The building’s 40-year recertification was due Dec. 28, 2021, but Dauginikas said the town granted it a 90-day extension. “Shoring is just a way to further ensure the safety of the building,” said Lusky, the condo board president. Although he said he didn’t know specifics, Lusky said he is confident the building is safe and expects to receive a full engineering report within two weeks that will detail any necessary repairs.
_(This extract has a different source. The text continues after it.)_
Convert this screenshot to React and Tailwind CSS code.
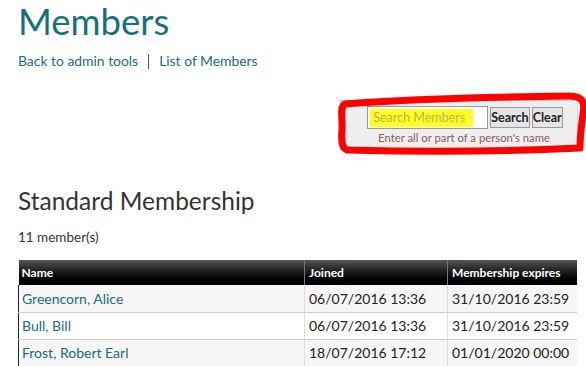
export default function App() {
  const rows = [
    ["Greencorn, Alice", "06/07/2016 13:36", "31/10/2016 23:59"],
    ["Bull, Bill", "06/07/2016 13:36", "31/10/2016 23:59"],
    ["Frost, Robert Earl", "18/07/2016 17:12", "01/01/2020 00:00"],
  ];
  return (
    <div className="w-[586px] h-[366px] overflow-hidden bg-white pl-[18px] pr-[10px] font-['Lato','Open_Sans',sans-serif]">
      <h1 className="text-[36.5px] leading-[37px] pt-[3px] text-[#17707e] font-normal">Members</h1>
      <div className="mt-[12px] flex items-center text-[13.9px] leading-[18px] text-[#1b6c7c]">
        <span>Back to admin tools</span>
        <span className="mx-[10px] h-[15px] w-px bg-[#555]"></span>
        <span>List of Members</span>
      </div>
      <div className="mt-[30px] flex justify-end">
        <div className="relative mr-[-2px] w-[238px] h-[50px] bg-[#eeeeee] border border-dotted border-[#bbb] flex flex-col items-center pt-[5px]">
          <div className="flex items-center gap-[2px] ml-[12px]">
            <div className="w-[121px] h-[23px] bg-white border border-[#999] flex items-center px-[2px]">
              <span className="bg-[#ffff22] text-[#b7b35a] text-[12.5px] leading-[18px] pl-[3px] w-[103px]">Search Members</span>
            </div>
            <button className="h-[21px] px-0 bg-[#e5e5e5] border border-[#999] text-[12.5px] font-bold text-[#222] leading-[18px]">Search</button>
            <button className="h-[21px] px-0 bg-[#e5e5e5] border border-[#999] text-[12.5px] font-bold text-[#222] leading-[18px]">Clear</button>
          </div>
          <div className="ml-[10px] mt-[2px] text-[11.3px] leading-[14px] text-[#8d5c5c]">Enter all or part of a person's name</div>
          <svg className="absolute left-[-4px] top-[-9px] pointer-events-none" width="252" height="66" viewBox="0 0 252 66">
            <path d="M8 12 C 60 8, 150 5, 232 4 C 246 4, 248 10, 246 22 C 244 36, 243 46, 243 56 C 180 59, 90 60, 10 58 C 5 56, 4 50, 5 38 C 6 26, 2 16, 8 12 Z" fill="none" stroke="#ff0000" strokeWidth="7" strokeLinejoin="round" />
          </svg>
        </div>
      </div>
      <h2 className="mt-[37px] text-[24.5px] leading-[28px] text-[#333] font-normal">Standard Membership</h2>
      <div className="mt-[14px] text-[13.5px] leading-[16px] text-[#333]">11 member(s)</div>
      <table className="mt-[15px] w-[558px] border-collapse text-left table-fixed">
        <colgroup>
          <col className="w-[286px]" />
          <col className="w-[143px]" />
          <col className="w-[129px]" />
        </colgroup>
        <thead>
          <tr className="h-[25px] bg-gradient-to-b from-[#555] via-[#1a1a1a] to-[#000] text-white text-[12px] font-bold">
            <th className="px-[3px] font-bold">Name</th>
            <th className="px-[4px] font-bold border-l border-[#777]">Joined</th>
            <th className="px-[4px] font-bold border-l border-[#777]">Membership expires</th>
          </tr>
        </thead>
        <tbody className="text-[14px]">
          {rows.map((r, i) => (
            <tr key={i} className={`h-[27px] ${i % 2 === 0 ? "bg-[#f6f6f6]" : "bg-white"}`}>
              <td className="px-[3px] text-[#1b6c7c] border-l border-l-[#222] border-b border-b-[#ccc]">{r[0]}</td>
              <td className="px-[4px] text-[#222] border-l border-l-[#ddd] border-b border-b-[#ccc]">{r[1]}</td>
              <td className="px-[4px] text-[#222] border-l border-l-[#ddd] border-b border-b-[#ccc]">{r[2]}</td>
            </tr>
          ))}
        </tbody>
      </table>
    </div>
  );
}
Politicians expressed concerns about Champlain North in the immediate aftermath of the collapse of its sister tower. Surfside Mayor Charles Burkett wrote to Daniella Levine Cava, his Miami-Dade counterpart, on July 23, expressing the town’s urgent need to investigate the collapse site “given there is a sister building, Champlain Towers North, that is substantially the same building.” He called the situation an “emergency.” In an interview Friday, Kilsheimer said the primary purpose of his visits to Champlain North was to use the condo as a testing ground to collect clues about what could have gone wrong at the sister building as he waited for access to the collapse site. He clarified that he never inspected Champlain North for safety and is not involved in its recertification process. But he said he would have reported any obvious signs of danger. “From the exposed and visible conditions, I saw nothing that bothered me,” Kilsheimer said. But without a complete engineering report, he said he could not give a full assessment of Champlain North’s conditions. He said he made the limitations of his visits clear to representatives of the condo at the time. “I said what I said. If you look at my reports, that is what I said,” Kilsheimer said. “I knew I was talking to people that didn’t necessarily understand engineering construction so I made it as clear as possible,” he said. Although Kilsheimer mentioned various activities, including scans and core sampling, the reports obtained by the Herald through a public records request provided no analysis of the structure or its safety.